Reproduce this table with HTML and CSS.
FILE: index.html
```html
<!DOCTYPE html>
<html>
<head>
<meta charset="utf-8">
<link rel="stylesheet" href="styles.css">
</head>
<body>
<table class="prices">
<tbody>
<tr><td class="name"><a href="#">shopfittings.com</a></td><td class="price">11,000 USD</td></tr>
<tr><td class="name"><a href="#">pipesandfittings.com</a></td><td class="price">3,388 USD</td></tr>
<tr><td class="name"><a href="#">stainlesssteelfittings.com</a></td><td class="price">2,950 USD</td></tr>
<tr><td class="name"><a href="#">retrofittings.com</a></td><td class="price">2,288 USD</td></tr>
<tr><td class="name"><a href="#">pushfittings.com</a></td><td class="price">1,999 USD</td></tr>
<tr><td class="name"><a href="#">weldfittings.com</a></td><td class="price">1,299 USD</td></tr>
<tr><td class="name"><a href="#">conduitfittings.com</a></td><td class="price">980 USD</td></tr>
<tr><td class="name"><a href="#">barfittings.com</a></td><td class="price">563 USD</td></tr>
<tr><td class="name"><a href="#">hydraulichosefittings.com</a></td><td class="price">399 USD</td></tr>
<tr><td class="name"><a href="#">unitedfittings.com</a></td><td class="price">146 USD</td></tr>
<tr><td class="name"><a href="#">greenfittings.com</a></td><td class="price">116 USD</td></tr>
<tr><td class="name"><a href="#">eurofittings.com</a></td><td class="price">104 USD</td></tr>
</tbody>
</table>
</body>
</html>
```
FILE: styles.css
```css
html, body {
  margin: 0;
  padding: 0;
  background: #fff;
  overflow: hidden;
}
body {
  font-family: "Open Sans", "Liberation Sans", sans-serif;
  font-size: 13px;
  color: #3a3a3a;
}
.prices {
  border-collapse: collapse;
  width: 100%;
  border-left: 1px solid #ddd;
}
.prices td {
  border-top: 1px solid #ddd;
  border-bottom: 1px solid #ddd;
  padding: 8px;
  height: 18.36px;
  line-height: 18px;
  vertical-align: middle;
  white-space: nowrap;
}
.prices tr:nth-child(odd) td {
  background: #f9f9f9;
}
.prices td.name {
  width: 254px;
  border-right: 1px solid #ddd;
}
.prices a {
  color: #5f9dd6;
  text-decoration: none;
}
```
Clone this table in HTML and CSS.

────────────────────

* EXERCISE INSTRUCTIONS *
Scan the listing above. Gather each line that contains the word "table".

* COMPLETED TASK *
Reproduce this table with HTML and CSS.
<table class="prices">
</table>
Clone this table in HTML and CSS.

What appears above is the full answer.